State how many lines of the data contain the word "with", and write nothing besides the number.

═════ Task input

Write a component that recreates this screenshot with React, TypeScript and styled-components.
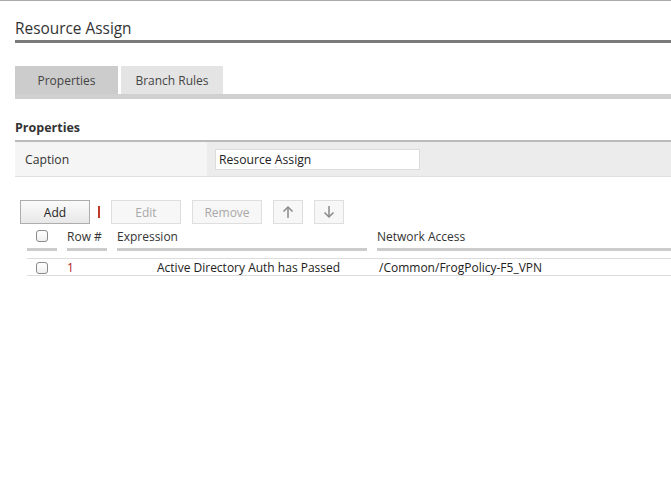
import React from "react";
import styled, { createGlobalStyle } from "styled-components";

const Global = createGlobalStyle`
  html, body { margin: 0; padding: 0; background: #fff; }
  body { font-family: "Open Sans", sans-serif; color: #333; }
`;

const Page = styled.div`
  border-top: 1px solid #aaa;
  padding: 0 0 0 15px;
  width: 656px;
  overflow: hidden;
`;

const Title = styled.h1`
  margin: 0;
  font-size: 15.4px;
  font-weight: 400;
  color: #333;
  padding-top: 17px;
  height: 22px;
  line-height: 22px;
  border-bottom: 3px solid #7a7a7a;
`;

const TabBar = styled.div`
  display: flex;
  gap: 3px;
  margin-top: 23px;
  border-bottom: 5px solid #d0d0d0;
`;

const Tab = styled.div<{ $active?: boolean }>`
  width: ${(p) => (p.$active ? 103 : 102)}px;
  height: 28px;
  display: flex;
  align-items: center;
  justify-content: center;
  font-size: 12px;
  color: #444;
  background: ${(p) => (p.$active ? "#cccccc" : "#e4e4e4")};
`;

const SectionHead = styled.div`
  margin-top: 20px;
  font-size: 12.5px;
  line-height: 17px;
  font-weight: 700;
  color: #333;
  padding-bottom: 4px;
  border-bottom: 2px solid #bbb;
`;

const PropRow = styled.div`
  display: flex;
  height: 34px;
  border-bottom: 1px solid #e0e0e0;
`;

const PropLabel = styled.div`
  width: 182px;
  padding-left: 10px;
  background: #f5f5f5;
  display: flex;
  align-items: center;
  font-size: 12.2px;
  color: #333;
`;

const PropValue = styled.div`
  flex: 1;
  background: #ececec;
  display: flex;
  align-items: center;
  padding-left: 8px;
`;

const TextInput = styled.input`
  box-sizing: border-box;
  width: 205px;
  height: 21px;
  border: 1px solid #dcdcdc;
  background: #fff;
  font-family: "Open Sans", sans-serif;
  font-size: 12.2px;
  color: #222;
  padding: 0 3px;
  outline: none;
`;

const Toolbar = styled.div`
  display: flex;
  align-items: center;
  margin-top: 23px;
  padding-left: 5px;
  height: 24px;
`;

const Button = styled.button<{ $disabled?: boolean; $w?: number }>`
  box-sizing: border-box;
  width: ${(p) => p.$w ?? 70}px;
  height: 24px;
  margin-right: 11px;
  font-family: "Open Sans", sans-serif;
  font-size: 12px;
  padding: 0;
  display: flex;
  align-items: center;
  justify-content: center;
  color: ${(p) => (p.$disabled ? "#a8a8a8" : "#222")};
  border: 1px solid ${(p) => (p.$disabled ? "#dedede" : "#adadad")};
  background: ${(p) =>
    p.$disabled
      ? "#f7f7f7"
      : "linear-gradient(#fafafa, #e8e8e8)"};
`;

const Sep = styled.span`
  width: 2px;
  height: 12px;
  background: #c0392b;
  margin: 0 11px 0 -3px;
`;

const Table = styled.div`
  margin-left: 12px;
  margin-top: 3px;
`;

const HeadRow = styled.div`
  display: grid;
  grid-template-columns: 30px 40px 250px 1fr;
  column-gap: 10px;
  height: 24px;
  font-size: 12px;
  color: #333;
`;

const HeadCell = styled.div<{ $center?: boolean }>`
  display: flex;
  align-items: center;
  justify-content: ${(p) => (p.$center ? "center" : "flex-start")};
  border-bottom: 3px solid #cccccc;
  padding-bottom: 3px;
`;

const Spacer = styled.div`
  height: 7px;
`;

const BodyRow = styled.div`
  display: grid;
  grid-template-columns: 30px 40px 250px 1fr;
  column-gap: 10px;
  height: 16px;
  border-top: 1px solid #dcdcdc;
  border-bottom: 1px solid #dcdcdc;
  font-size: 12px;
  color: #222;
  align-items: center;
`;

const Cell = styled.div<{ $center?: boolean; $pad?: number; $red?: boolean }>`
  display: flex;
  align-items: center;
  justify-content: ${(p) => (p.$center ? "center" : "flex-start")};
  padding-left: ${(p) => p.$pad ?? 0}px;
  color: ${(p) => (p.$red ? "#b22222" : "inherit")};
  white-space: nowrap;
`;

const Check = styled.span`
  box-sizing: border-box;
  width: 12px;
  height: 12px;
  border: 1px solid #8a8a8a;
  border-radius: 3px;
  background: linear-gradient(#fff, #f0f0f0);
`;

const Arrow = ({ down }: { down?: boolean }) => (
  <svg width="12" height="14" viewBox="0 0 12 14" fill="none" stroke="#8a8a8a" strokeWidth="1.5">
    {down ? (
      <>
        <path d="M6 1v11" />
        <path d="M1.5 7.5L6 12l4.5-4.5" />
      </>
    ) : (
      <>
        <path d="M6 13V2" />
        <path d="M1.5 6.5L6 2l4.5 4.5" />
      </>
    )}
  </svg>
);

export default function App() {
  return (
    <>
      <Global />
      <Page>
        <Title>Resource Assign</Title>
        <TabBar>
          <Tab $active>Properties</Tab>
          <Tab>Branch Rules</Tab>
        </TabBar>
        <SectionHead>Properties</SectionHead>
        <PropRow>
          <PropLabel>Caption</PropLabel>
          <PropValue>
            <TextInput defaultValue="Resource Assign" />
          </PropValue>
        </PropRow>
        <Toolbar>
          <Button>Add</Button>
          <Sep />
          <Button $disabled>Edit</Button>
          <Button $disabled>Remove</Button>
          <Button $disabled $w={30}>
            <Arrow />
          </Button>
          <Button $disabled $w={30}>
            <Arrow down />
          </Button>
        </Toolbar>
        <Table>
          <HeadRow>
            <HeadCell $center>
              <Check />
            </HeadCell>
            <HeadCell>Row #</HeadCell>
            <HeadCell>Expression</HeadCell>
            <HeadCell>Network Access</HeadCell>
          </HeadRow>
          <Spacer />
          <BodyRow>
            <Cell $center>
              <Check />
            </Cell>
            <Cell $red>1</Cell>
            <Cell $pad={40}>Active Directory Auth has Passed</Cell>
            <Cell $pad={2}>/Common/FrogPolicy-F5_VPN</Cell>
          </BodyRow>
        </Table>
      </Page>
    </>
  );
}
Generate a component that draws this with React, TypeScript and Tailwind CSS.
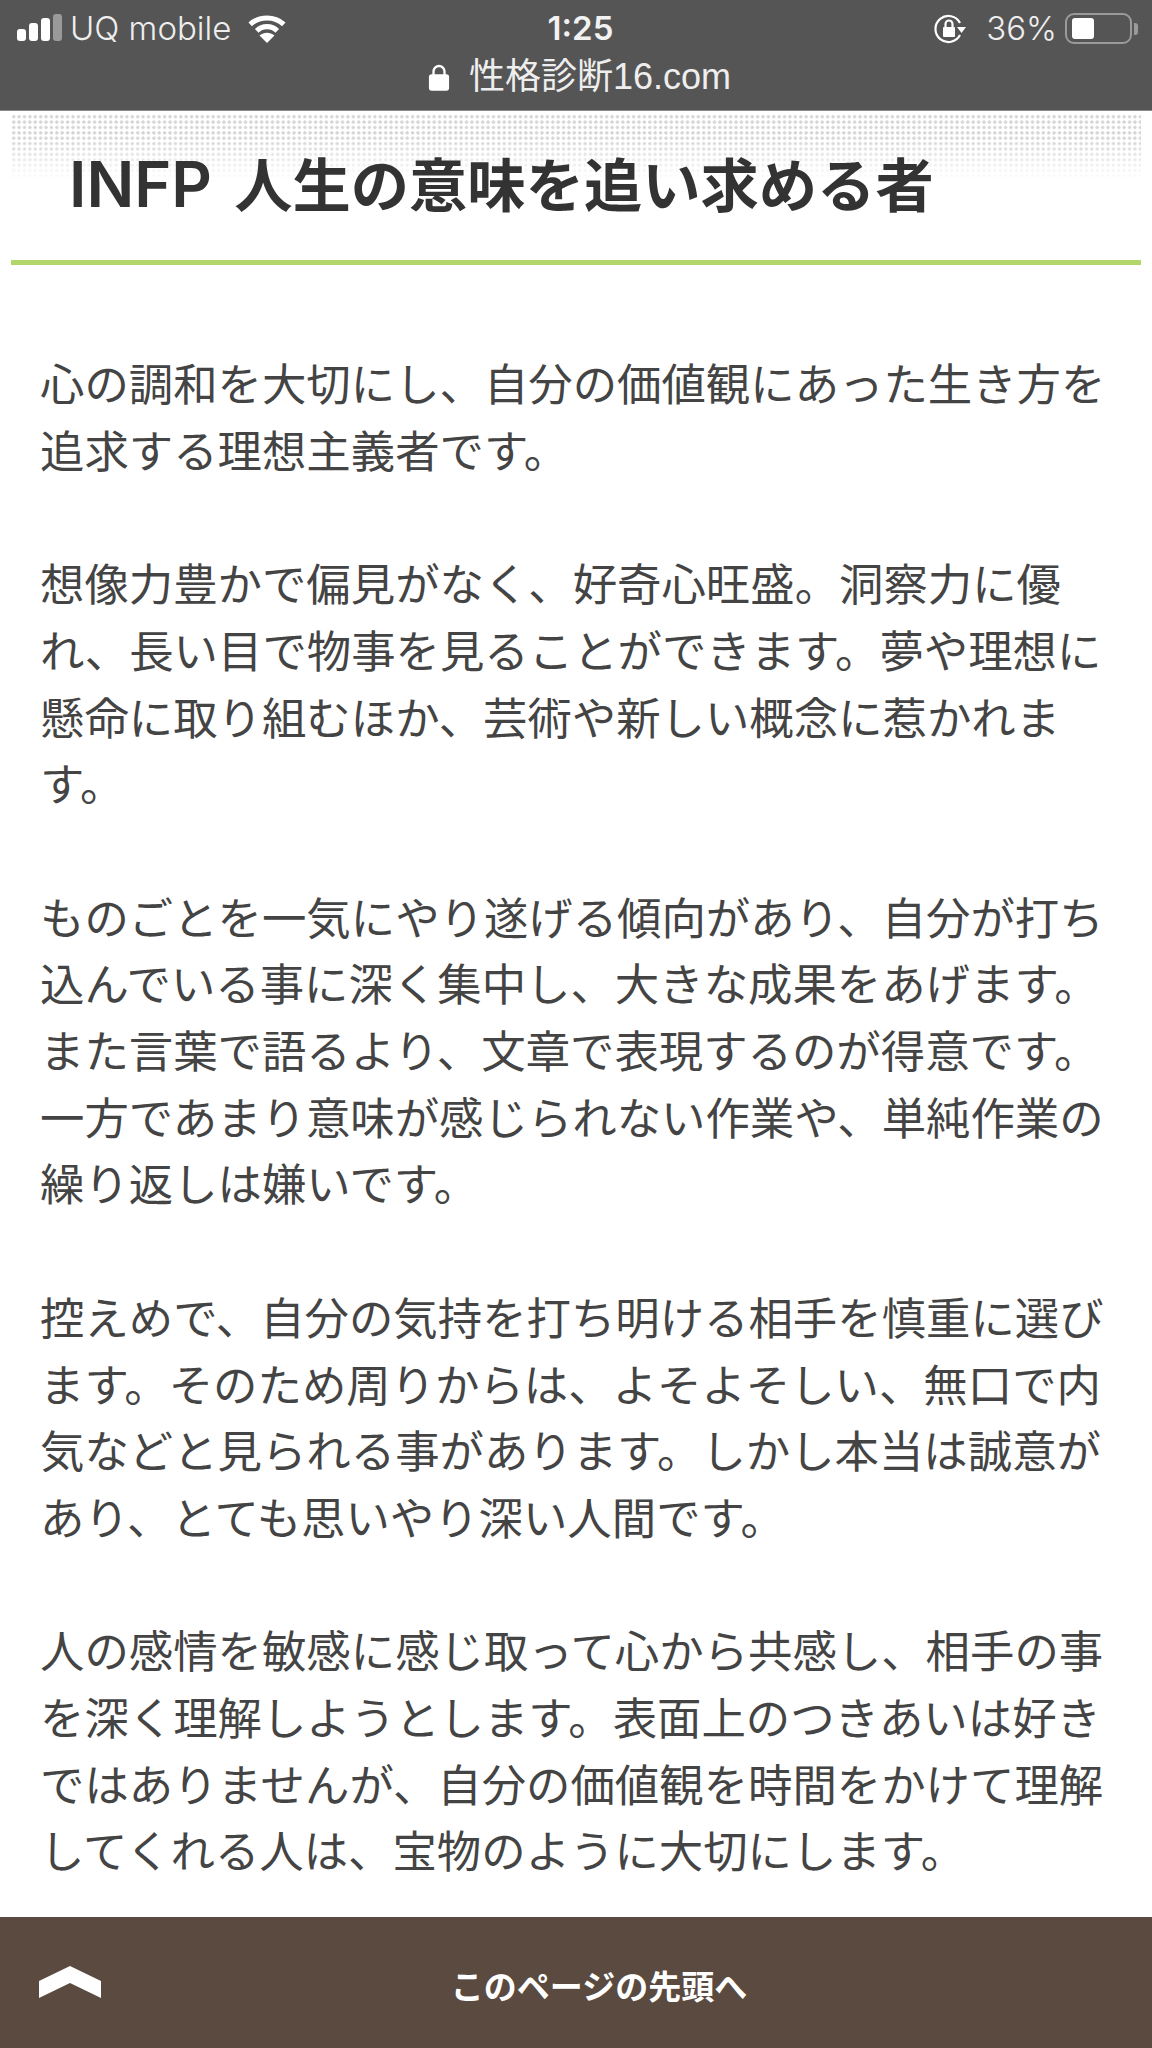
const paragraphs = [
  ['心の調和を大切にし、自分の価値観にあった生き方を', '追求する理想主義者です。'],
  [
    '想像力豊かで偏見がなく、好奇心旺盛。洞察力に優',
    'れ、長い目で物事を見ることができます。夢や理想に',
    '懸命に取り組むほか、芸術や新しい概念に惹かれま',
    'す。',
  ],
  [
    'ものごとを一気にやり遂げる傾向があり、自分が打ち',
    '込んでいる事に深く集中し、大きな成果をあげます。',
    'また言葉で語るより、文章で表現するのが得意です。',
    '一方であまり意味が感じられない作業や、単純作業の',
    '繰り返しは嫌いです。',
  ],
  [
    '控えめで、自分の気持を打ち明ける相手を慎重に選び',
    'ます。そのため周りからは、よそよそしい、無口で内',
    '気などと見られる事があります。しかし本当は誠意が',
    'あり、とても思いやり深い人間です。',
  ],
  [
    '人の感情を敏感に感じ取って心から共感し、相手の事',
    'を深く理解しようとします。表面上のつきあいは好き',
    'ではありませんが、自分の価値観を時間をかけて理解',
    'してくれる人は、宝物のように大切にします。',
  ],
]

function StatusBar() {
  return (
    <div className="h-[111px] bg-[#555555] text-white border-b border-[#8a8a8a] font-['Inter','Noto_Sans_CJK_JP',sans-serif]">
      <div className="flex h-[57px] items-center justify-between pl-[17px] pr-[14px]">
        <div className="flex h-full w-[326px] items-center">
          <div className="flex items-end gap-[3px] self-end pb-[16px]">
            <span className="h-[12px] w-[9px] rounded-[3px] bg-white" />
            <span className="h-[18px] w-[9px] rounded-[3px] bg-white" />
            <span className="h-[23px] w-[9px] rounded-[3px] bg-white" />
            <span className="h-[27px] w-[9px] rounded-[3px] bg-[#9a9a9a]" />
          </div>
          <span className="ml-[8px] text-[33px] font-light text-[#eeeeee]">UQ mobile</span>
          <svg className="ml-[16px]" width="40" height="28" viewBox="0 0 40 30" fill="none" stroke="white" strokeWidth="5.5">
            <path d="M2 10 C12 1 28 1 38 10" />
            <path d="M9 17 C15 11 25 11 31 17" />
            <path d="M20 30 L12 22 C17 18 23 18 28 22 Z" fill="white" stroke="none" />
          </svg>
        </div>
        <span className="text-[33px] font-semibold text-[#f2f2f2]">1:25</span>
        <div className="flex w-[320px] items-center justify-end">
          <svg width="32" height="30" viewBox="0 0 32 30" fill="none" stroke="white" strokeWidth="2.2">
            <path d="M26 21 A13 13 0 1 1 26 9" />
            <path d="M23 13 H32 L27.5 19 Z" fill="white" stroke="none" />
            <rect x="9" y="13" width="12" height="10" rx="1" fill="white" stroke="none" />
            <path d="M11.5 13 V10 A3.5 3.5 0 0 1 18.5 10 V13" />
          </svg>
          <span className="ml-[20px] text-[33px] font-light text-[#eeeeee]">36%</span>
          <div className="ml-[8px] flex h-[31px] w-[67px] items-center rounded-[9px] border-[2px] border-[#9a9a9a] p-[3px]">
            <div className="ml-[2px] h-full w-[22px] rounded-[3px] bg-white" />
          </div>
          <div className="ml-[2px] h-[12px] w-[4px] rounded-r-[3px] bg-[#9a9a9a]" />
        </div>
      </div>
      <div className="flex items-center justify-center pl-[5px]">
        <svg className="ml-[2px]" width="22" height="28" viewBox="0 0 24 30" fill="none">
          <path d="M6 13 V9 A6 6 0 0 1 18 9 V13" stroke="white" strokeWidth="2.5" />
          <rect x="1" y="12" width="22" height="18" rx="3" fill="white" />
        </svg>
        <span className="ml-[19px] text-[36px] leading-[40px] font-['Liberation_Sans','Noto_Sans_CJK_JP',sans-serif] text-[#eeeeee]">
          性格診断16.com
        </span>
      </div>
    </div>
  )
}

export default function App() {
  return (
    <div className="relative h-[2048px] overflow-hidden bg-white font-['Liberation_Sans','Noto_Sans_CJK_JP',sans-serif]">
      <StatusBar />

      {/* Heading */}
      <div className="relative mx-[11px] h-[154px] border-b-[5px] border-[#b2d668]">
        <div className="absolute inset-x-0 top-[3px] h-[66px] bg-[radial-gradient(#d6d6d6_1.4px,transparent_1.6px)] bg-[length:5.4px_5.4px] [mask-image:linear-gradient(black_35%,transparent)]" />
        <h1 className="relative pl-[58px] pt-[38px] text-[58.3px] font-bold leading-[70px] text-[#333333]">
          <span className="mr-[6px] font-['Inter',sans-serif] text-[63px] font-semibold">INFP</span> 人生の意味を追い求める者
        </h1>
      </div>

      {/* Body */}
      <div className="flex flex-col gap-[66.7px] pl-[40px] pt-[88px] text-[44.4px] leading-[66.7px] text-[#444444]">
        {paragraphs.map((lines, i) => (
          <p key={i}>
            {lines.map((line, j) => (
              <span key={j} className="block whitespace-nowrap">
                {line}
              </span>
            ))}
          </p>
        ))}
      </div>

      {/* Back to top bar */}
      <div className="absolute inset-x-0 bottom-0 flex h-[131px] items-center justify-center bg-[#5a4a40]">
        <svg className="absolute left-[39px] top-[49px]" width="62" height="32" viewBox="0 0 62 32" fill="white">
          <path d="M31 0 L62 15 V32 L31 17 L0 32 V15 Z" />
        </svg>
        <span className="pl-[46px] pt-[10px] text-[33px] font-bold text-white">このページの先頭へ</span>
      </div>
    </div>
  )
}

══════════

## Correct result:
2